The cost and other barriers to an export continuance are sufficient to deter many Ontario NFP corporations - especially those with limited resources and little access to qualified legal help. As a result, existing Ontario NFP corporations are the losers - unable to access the efficiencies and other positive benefits that a modern NFP corporate statute would bring to them, at the mercy of the Ontario government's seeming inability to proclaim its 2010 legislation into force, and with no known date for their release.
Therefore, as a way of delivering some of the anticipated benefits of the Unproclaimed Act to Ontario NFP corporations while they wait for proclamation, Bill 154 proposes to make a series of helpful stop-gap amendments to the Current Act affecting NFP corporations. These are described below.
2. Proposed Changes to Ontario Corporations Act
Bill 154 would make the following amendments to the provisions of the Current Act which affect NFP corporations (replicating many of the provisions of the Unproclaimed Act):
(a) Status and Powers of an NFP Corporation
● If a provision of the Current Act or regulations that applies to a charitable corporation conflicts with a law relating to charities, the law relating to charities trumps the Current Act (irrespective of whether the charity law is statutory, common law or equitable).
● The ultra vires doctrine is inapplicable. As would be the case under the Unproclaimed Act, an NFP corporation will have all of the capacity and powers of a natural person. While there is no harm in expressly providing these powers for an NFP corporation, an NFP corporation under the Current Act is incorporated by letters patent. The ultra vires doctrine never did apply to corporations formed by letters patent.

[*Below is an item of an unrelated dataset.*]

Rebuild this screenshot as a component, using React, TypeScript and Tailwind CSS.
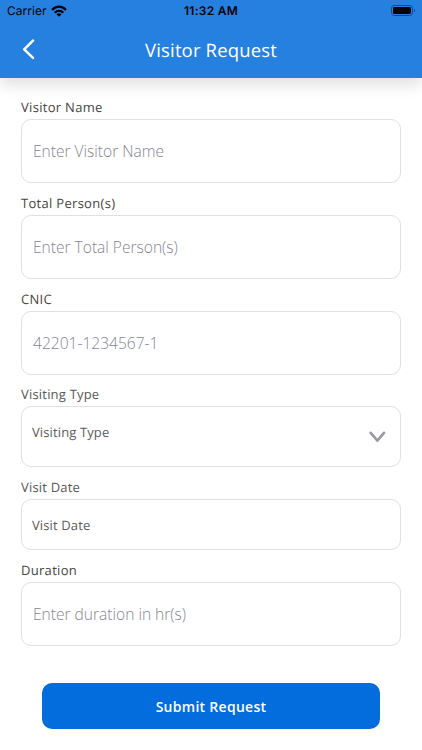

● The rules on pre-incorporation contracts that would apply under the Unproclaimed Act would be extended to NFP corporations under the Current Act.
● As under the Unproclaimed Act, an express "counterparts" provision will be added to the Current Act so that by-laws, resolutions, notices and other corporate documents may be executed in counterpart by more than one person.
● As under the Unproclaimed Act, a corporation may dispose of all or substantially all of its property if approved by special resolution of the members. A special resolution requires the approval of at least two-thirds of the votes cast by members entitled to vote.
● Meetings of members may be held by telephonic or electronic means (without having to amend the corporation's bylaws to provide for it).
● Directors and officers will be subject to the same statutory duties of loyalty and care as they would be subject to under the Unproclaimed Act.
● Likewise, directors and officers must comply with:
● the Current Act and the regulations made under the Current Act; and
● the corporation's letters patent (or other instrument of incorporation) and by-laws.
● As under the Unproclaimed Act, it will not be possible for directors or officers to contract out of these obligations in the letters patent, by-laws or resolutions of the corporation or in a specific contract to that effect.
● The provision in the Current Act requiring a charitable corporation to comply with the Charities Accounting Act (Ontario) or obtain a court order before purchasing and maintaining directors' and officers' liability insurance will be repealed.
● The corporation, in its by-laws, may opt out of the current requirement that each director be a member of the corporation. Under the Unproclaimed Act, a director would not be required to be a member unless the by-laws expressly mandate it.
● Directors, other than directors by virtue of their office (called ex officio directors), can be removed by simple majority vote of the members entitled to vote, which changes the standard from the two-thirds of the members under the Current Act to match the standard under the Unproclaimed Act. However, this new amendment does not override existing provisions of a corporation's letters patent or by-laws.
● An NFP corporation whose annual revenues are $100,000 or less can opt out of the requirement to have an audit. As under the Unproclaimed Act, opting-out requires an extraordinary resolution of the members entitled to vote. An extraordinary resolution requires the approval of at least 80% of the votes cast.
3. Concluding Comment
The proposed amendments should be welcome for existing Ontario NFP corporations, who find themselves trapped inside an antiquated, cumbersome, badly out-of-date statute - a fact long acknowledged by the Ontario government in passing the Unproclaimed Act back in 2010. The Bill 154 amendments do not displace the need to replace the Current Act, but should the make the wait less painful for the inmates.